People can ask themselves or write about:
- What unrealistic expectations do I have for other people?
- What unrealistic expectations do I have for myself?
- Do I need to make amends with myself? Do I need to forgive myself for anything?
3. Gain Self-Trust
Think about the way childhood institutions like school and home life are structured to minimize self-trust in the name of protection. For years, children and adolescents ask teachers for permission to go to the bathroom and speak in class. They rely their sense of accomplishment on report cards given by an adult who is older and smarter. They ask parents/guardians if they can buy certain things and go certain places.
Then, they grow up and find themselves living away from home — able to do whatever they want, whenever they want.
Even though adults are capable of making good decisions for themselves, they don’t feel like they are. And why should they? They’ve been trained from childhood to ask others for permission and validation, ultimately distrusting themselves.
Learning to trust oneself is difficult because one must actively reverse all the times they’ve been told that they are not mature, smart or good enough to make their own decisions.
But self-trust is worth working toward because freedom and power come with it — this feeling that one can take ownership and responsibility for the decisions they make and can handle both the negative and positive consequences of their actions.
If this decision turns out to be a mistake, I will handle the repercussions to the best of my ability, which is enough. If this decision turns out to be the greatest one of my life, I can take care of the outcome to the best of my ability, which is enough.
While asking others for their input can be wise, understand everyone’s opinions depend on their own personal experiences and fears. Ultimately, one needs to do what they think is right based on their principles.
Self-trust is a firm confidence in one’s own integrity and responsibility, and that they will be OKno matter what because they have themself.
People can ask themselves or write about:
- Was there a time I made a choice that my family or friends disagreed with, and it turned out well? Bad? How did I deal with the consequences, and what does that reveal about my character?

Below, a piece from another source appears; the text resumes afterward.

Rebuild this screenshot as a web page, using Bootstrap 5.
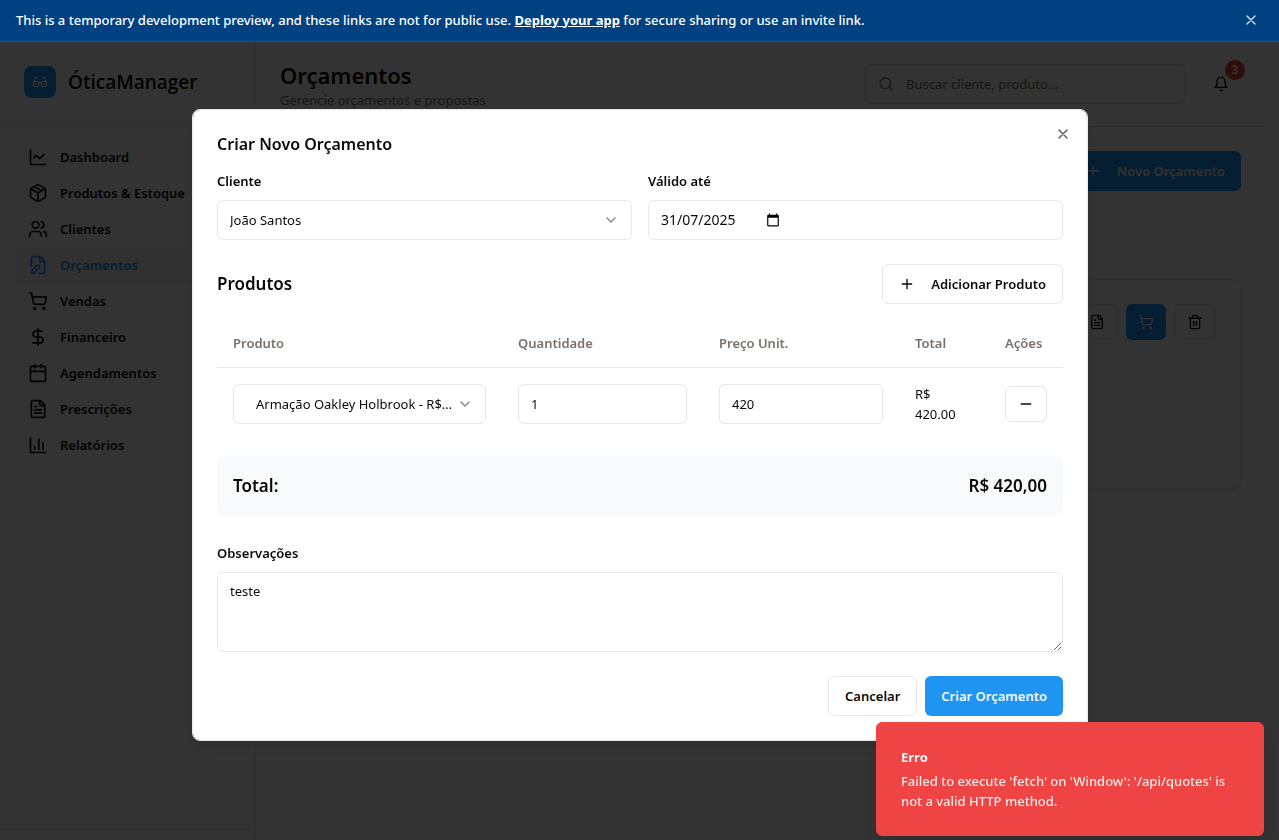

- How often do I doubt my capabilities to make the right decisions for myself? How often do I trust others’ opinions and advice more than myself and my intuition?
I Decide Who I Become
During stay-at-home orders, I thought about where I’ve been, where I am and how to develop my character with intention. Too many people become products of emotions, events, relationships and external influences without learning and healing from what they’ve been through to become better people.
Journaling and talking about these topics with a trustworthy person are good ways to ensure one is being purposeful and wise with their development. If they put in the effort, they can gain deep insight into themselves in order to take control of their mindsets, actions and future.
I used to feel like a victim who had no say over where I’d end up because of the things that happened to me. As I matured, I realized I had so much more power than I thought; I could choose how to manage my inner condition. I choose how to make sense of my past, how to spend my present time and where to go in the future.
Humans deserve more than to simply grow up and get older. They deserve to heal, consciously thrive and become the adults they were always meant to be.